Postby Carmody » Thu Aug 22, 2019 12:35 am

MorkTheFiddle

Well the plot summary for La condition humaine is:
Plot summary
The novel occurs during a 22-day period mostly in Shanghai, China, and concerns mainly the socialist insurrectionists and others involved in the conflict. The four primary protagonists are Chen Ta Erh (whose name is spelled Tchen in the French original of the book), Kyoshi ("Kyo") Gisors, the Soviet emissary Katow, and Baron Clappique. Their individual plights are intertwined throughout the book.

Chen Ta Erh is sent to assassinate an authority, succeeds, and is later killed in a failed suicide bombing attempt on Chiang Kai-shek. After the assassination, he becomes governed by fatality and desires simply to kill, thereby fulfill his duty as a terrorist, a duty which controls his life. This is largely the result of being so close to death since assassinating a man. He is so haunted by death and his powerlessness over inevitability that he wishes to die, just to end his torment.

Kyo Gisors is the commander of the revolt and believes that every person should choose his own meaning, not be governed by any external forces. He spends most of the story trying to keep power in the hands of the workers rather than the Kuomintang army and resolving a conflict between himself and his wife, May. He is eventually captured and, in a final act of self-determination, chooses to take his own life with cyanide.

Katow had faced execution once before, during the Russian Civil War and was saved at the last moment, which gives him a feeling of psychological immunity. After witnessing Kyo's death, he watches with a kind of calm detachment as his fellow revolutionaries are taken out one by one, to be thrown alive into the chamber of a steam locomotive waiting outside, intending, when his turn comes, to use his own cyanide capsule. But hearing two young Chinese activists talk with trembling fear of being burned alive, he gives them the cyanide (there is only enough for two), himself being left to face the more fearsome death. He thus dies in an act of self-sacrifice and solidarity with weaker comrades.

Baron Clappique is a French merchant, smuggler, and obsessive gambler. He helps Kyo get a shipment of guns through and is later told that Kyo will be killed unless he leaves the city in 48 hours. On the way to warn him, he gets involved with gambling and cannot stop. He considers gambling "suicide without dying". Clappique is very good-humored and always cheerful all the time but suffers inwardly. He later escapes the city dressed as a sailor.

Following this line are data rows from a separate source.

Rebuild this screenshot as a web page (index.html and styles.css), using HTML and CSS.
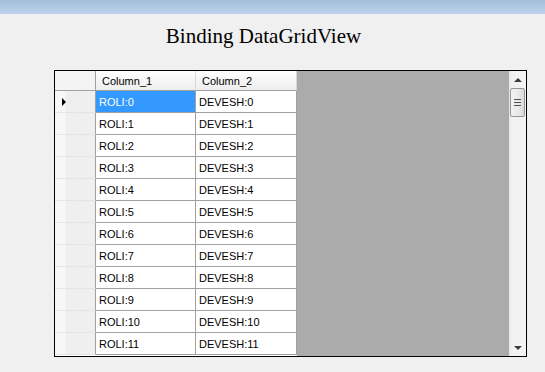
FILE: index.html
```html
<!DOCTYPE html>
<html lang="en">

<head>
    <meta charset="UTF-8" />
    <title>Binding DataGridView</title>
    <link rel="stylesheet" href="styles.css">
</head>

<body>
    <div class="titlebar"></div>
    <h1 class="title">Binding DataGridView</h1>

    <div class="grid">
        <div class="cols">
            <div class="row head">
                <div class="rh"></div>
                <div class="cell c1">Column_1</div>
                <div class="cell c2">Column_2</div>
            </div>
            <div class="row">
                <div class="rh current"></div>
                <div class="cell c1 selected">ROLI:0</div>
                <div class="cell c2">DEVESH:0</div>
            </div>
            <div class="row"><div class="rh"></div><div class="cell c1">ROLI:1</div><div class="cell c2">DEVESH:1</div></div>
            <div class="row"><div class="rh"></div><div class="cell c1">ROLI:2</div><div class="cell c2">DEVESH:2</div></div>
            <div class="row"><div class="rh"></div><div class="cell c1">ROLI:3</div><div class="cell c2">DEVESH:3</div></div>
            <div class="row"><div class="rh"></div><div class="cell c1">ROLI:4</div><div class="cell c2">DEVESH:4</div></div>
            <div class="row"><div class="rh"></div><div class="cell c1">ROLI:5</div><div class="cell c2">DEVESH:5</div></div>
            <div class="row"><div class="rh"></div><div class="cell c1">ROLI:6</div><div class="cell c2">DEVESH:6</div></div>
            <div class="row"><div class="rh"></div><div class="cell c1">ROLI:7</div><div class="cell c2">DEVESH:7</div></div>
            <div class="row"><div class="rh"></div><div class="cell c1">ROLI:8</div><div class="cell c2">DEVESH:8</div></div>
            <div class="row"><div class="rh"></div><div class="cell c1">ROLI:9</div><div class="cell c2">DEVESH:9</div></div>
            <div class="row"><div class="rh"></div><div class="cell c1">ROLI:10</div><div class="cell c2">DEVESH:10</div></div>
            <div class="row"><div class="rh"></div><div class="cell c1">ROLI:11</div><div class="cell c2">DEVESH:11</div></div>
        </div>
        <div class="blank"></div>
        <div class="vscroll">
            <div class="arrow up"></div>
            <div class="thumb">
                <span></span><span></span><span></span>
            </div>
            <div class="track"></div>
            <div class="arrow down"></div>
        </div>
    </div>
</body>

</html>
```

FILE: styles.css
```css
body {
    margin: 0;
    background: #f0f0f0;
    font-family: 'Liberation Sans', Arial, sans-serif;
    font-size: 11px;
    color: #000;
}

.titlebar {
    height: 14px;
    background: linear-gradient(#a4bedb, #bcd3ea);
}

.title {
    margin: 0;
    padding: 10px 18px 0 0;
    font-family: 'Liberation Serif', 'DejaVu Serif', serif;
    font-size: 21px;
    font-weight: normal;
    line-height: 25px;
    text-align: center;
    color: #000;
}

.grid {
    display: flex;
    width: 471px;
    height: 285px;
    margin: 21px 0 0 54px;
    border: 1px solid #000;
    background: #ababab;
}

.cols {
    width: 242px;
    background: #fff;
}

.row {
    display: flex;
    height: 22px;
}

.row.head {
    height: 20px;
}

.rh {
    position: relative;
    width: 41px;
    box-sizing: border-box;
    border-right: 1px solid #a0a0a0;
    border-bottom: 1px solid #e4e4e4;
    background: linear-gradient(90deg, #f7f7f7 0, #f7f7f7 10px, #eeeeee 11px, #f0f0f0);
}

.head .rh {
    border-bottom: 1px solid #a0a0a0;
    background: #f4f4f4;
}

.rh.current::after {
    content: "";
    position: absolute;
    left: 7px;
    top: 7px;
    border-left: 4px solid #000;
    border-top: 4px solid transparent;
    border-bottom: 4px solid transparent;
}

.cell {
    box-sizing: border-box;
    display: flex;
    align-items: center;
    padding-left: 3px;
    border-right: 1px solid #a0a0a0;
    border-bottom: 1px solid #a0a0a0;
    white-space: nowrap;
}

.c1 {
    width: 100px;
}

.c2 {
    width: 101px;
}

.head .cell {
    padding-left: 6px;
    border-right-color: #d8d8d8;
    background: linear-gradient(#ffffff, #f6f6f6 50%, #eeeeee);
}

.cell.selected {
    background: #3399ff;
    color: #fff;
}

.blank {
    flex: 1;
}

.vscroll {
    display: flex;
    flex-direction: column;
    width: 17px;
    background: linear-gradient(90deg, #e6e6e6, #f2f2f2 3px, #f4f4f4);
}

.arrow {
    height: 17px;
    display: flex;
    align-items: center;
    justify-content: center;
}

.arrow::before {
    content: "";
    border-left: 4px solid transparent;
    border-right: 4px solid transparent;
}

.arrow.up::before {
    border-bottom: 4px solid #3c3c3c;
}

.arrow.down::before {
    border-top: 4px solid #3c3c3c;
}

.thumb {
    display: flex;
    flex-direction: column;
    align-items: center;
    justify-content: center;
    gap: 2px;
    height: 29px;
    margin: 0 1px;
    box-sizing: border-box;
    border: 1px solid #979797;
    border-radius: 2px;
    background: linear-gradient(90deg, #f2f2f2, #ebebeb 50%, #d9d9d9);
}

.thumb span {
    width: 7px;
    height: 1px;
    background: #555;
    box-shadow: 0 1px 0 #e8e8e8;
}

.track {
    flex: 1;
}
```
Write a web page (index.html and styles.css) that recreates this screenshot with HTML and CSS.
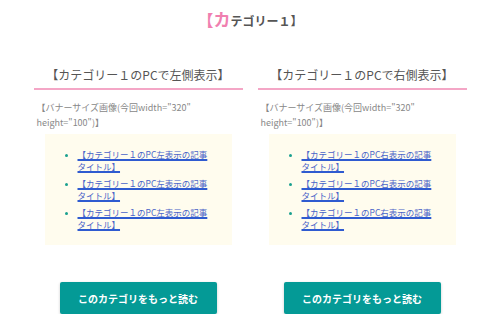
FILE: index.html
```html
<!DOCTYPE html>
<html lang="ja">
<head>
    <meta charset="UTF-8">
    <meta name="viewport" content="width=device-width, initial-scale=1.0">
    <title>カテゴリー１</title>
    <link rel="stylesheet" href="styles.css">
</head>
<body>
    <div class="page">
        <h1 class="cat-title"><span class="accent">【<span class="big">カ</span></span>テゴリー１】</h1>

        <div class="cols">
            <!-- 左側 -->
            <section class="col">
                <h2 class="col-head">【カテゴリー１のPCで左側表示】</h2>
                <p class="banner">【バナーサイズ画像(今回width="320" height="100")】</p>
                <div class="posts">
                    <ul>
                        <li><a href="#">【カテゴリー１のPC左表示の記事タイトル】</a></li>
                        <li><a href="#">【カテゴリー１のPC左表示の記事タイトル】</a></li>
                        <li><a href="#">【カテゴリー１のPC左表示の記事タイトル】</a></li>
                    </ul>
                </div>
                <a href="#" class="more-btn">このカテゴリをもっと読む</a>
            </section>

            <!-- 右側 -->
            <section class="col">
                <h2 class="col-head">【カテゴリー１のPCで右側表示】</h2>
                <p class="banner">【バナーサイズ画像(今回width="320" height="100")】</p>
                <div class="posts">
                    <ul>
                        <li><a href="#">【カテゴリー１のPC右表示の記事タイトル】</a></li>
                        <li><a href="#">【カテゴリー１のPC右表示の記事タイトル】</a></li>
                        <li><a href="#">【カテゴリー１のPC右表示の記事タイトル】</a></li>
                    </ul>
                </div>
                <a href="#" class="more-btn">このカテゴリをもっと読む</a>
            </section>
        </div>
    </div>
</body>
</html>
```

FILE: styles.css
```css
* {
    box-sizing: border-box;
    margin: 0;
    padding: 0;
}

body {
    font-family: "Noto Sans CJK JP", "Noto Sans", sans-serif;
    background-color: #fff;
    color: #555;
}

.page {
    width: 433px;
    margin: 0 auto;
    padding-top: 8px;
}

.cat-title {
    text-align: center;
    font-size: 12px;
    line-height: 22px;
    font-weight: bold;
    color: #555;
}

.cat-title .accent {
    color: #f07fb0;
    font-size: 16px;
}

.cat-title .big {
    font-size: 17px;
}

.cols {
    display: grid;
    grid-template-columns: 1fr 1fr;
    gap: 15px;
    margin-top: 33px;
}

.col-head {
    text-align: center;
    font-size: 12px;
    font-weight: normal;
    line-height: 20px;
    padding-bottom: 3px;
    border-bottom: 2px solid #f4a6c6;
    color: #555;
}

.banner {
    margin-top: 10px;
    padding-left: 3px;
    font-size: 9px;
    line-height: 15px;
    color: #888;
}

.posts {
    margin: 4px 11px 0;
    height: 111px;
    background-color: #fffcee;
    padding: 15px 22px 0 33px;
}

.posts ul {
    list-style: disc;
}

.posts li {
    font-size: 8.5px;
    line-height: 11.5px;
    margin-bottom: 6px;
}

.posts li::marker {
    color: #1aa08f;
}

.posts a {
    color: #4a64c8;
    text-decoration: underline;
    text-decoration-color: #2f5bd0;
    text-decoration-thickness: 1.5px;
}

.more-btn {
    display: flex;
    align-items: center;
    justify-content: center;
    width: 157px;
    height: 32px;
    margin: 37px auto 0;
    background-color: #049a96;
    color: #fff;
    font-size: 10px;
    font-weight: bold;
    text-decoration: none;
    border-radius: 2px;
    box-shadow: 0 1px 3px rgba(0, 0, 0, 0.2);
}
```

That plot seems pretty heavy to me; would you agree?

I have read your Saint-Exupery suggestion and somehow did not click with it although I loved his Little Prince.

I find difficulty reading plays even in my own language for some reason; have always been that way..??

Re poetry
I am sure it depends upon who I read, however, at my B2 level of reading I just always assumed that I would lose 75% of the nuance of it. I would in effect just be limited by a more literal reading of any poet.

Mention has been made elsewhere of Victor Hugo, and I keep running across references to his L'homme qui rit The hero in the last pages throws himself off a boat.

Oh, my...I am just going to keep looking and remain grateful to you for taking the time to make thoughtful suggestions.